THE MODE OF GOVERNMENT.
I SPENT three months and a half in Java, from July 18 to October 31, 1861, and shall briefly describe my own movements, and my observations on the people and the natural history of the country. To all those who wish to understand how the Dutch now govern Java, and how it is that they are enabled to derive a large annual revenue from it, while the population increases, and the inhabitants are contented, I recommend the study of Mr. Money's excellent and interesting work, "How to Manage a Colony." The main facts and conclusions of that work I most heartily concur in, and I believe that the Dutch system is the very best that can be adopted, when a European nation conquers or otherwise acquires possession of a country inhabited by an industrious but semi-barbarous people. In my account of Northern Celebes, I shall show how successfully the same system has been applied to a people in a very different state of civilization from the Javanese, and in the mean while will state in the fewest words possible what that system is.
The mode of government now adopted in Java is to retain the whole series of native rulers, from the village chief up to princes, who, under the name of Regents, are the heads of districts about the size of a small English county. With each Regent is placed a Dutch Resident, or Assistant Resident, who is considered to be his "elder brother," and whose "orders" take the form of "recommedations," which are however implicitly obeyed. Along with each Assistant Resident is a Controller, a kind of inspector of all the lower native rulers, who periodically visits every village in the district, examines the proceedings of the native courts, hears complaints against the head-men or other native chiefs, and superintends the Government plantations. This brings us to the "culture system," which is the source of all the wealth
the Dutch derive from Java, and is the subject of much abuse in this country, because it is the reverse of “free trade.” To understand its uses and beneficial effects, it is necessary first to sketch the common results of free European trade with uncivilized peoples.

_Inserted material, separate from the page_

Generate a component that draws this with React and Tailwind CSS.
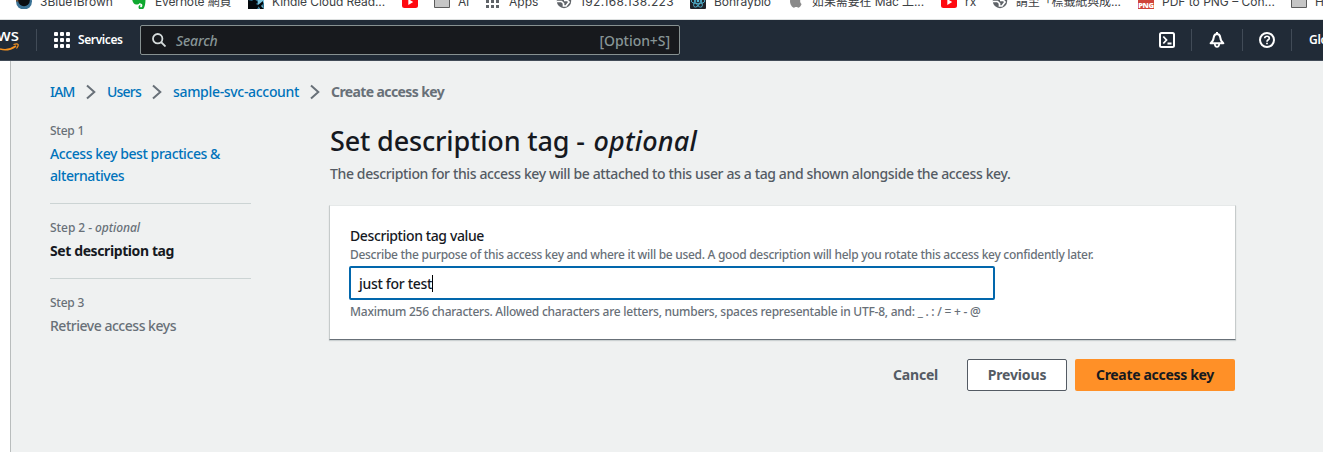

Natives of tropical climates have few wants, and, when these are supplied, are disinclined to work for superfluities without some strong incitement. With such a people the introduction of any new or systematic cultivation is almost impossible, except by the despotic orders of chiefs whom they have been accustomed to obey, as children obey their parents. The free competition of European traders, however, introduces two powerful inducements to exertion. Spirits or opium is a temptation too strong for most savages to resist, and to obtain these he will sell whatever he has, and will work to get more. Another temptation he can not resist is goods on credit. The trader offers him gay cloths, knives, gongs, guns, and gunpowder, to be paid for by some crop perhaps not yet planted, or some product yet in the forest. He has not sufficient forethought to take only a moderate. quantity, and not enough energy to work early and late in order to get out of debt; and the consequence is that he accumulates debt upon debt, and often remains for years or for life a debtor, and almost a slave. This is a state of things which occurs very largely in every part of the world in which men of a superior race freely trade with men of a lower race. It extends trade no doubt for a time, but it demoralizes the native, checks true civilization, and does not lead to any permanent increase in the wealth of the country, so that the European government of such a country must be carried on at a loss.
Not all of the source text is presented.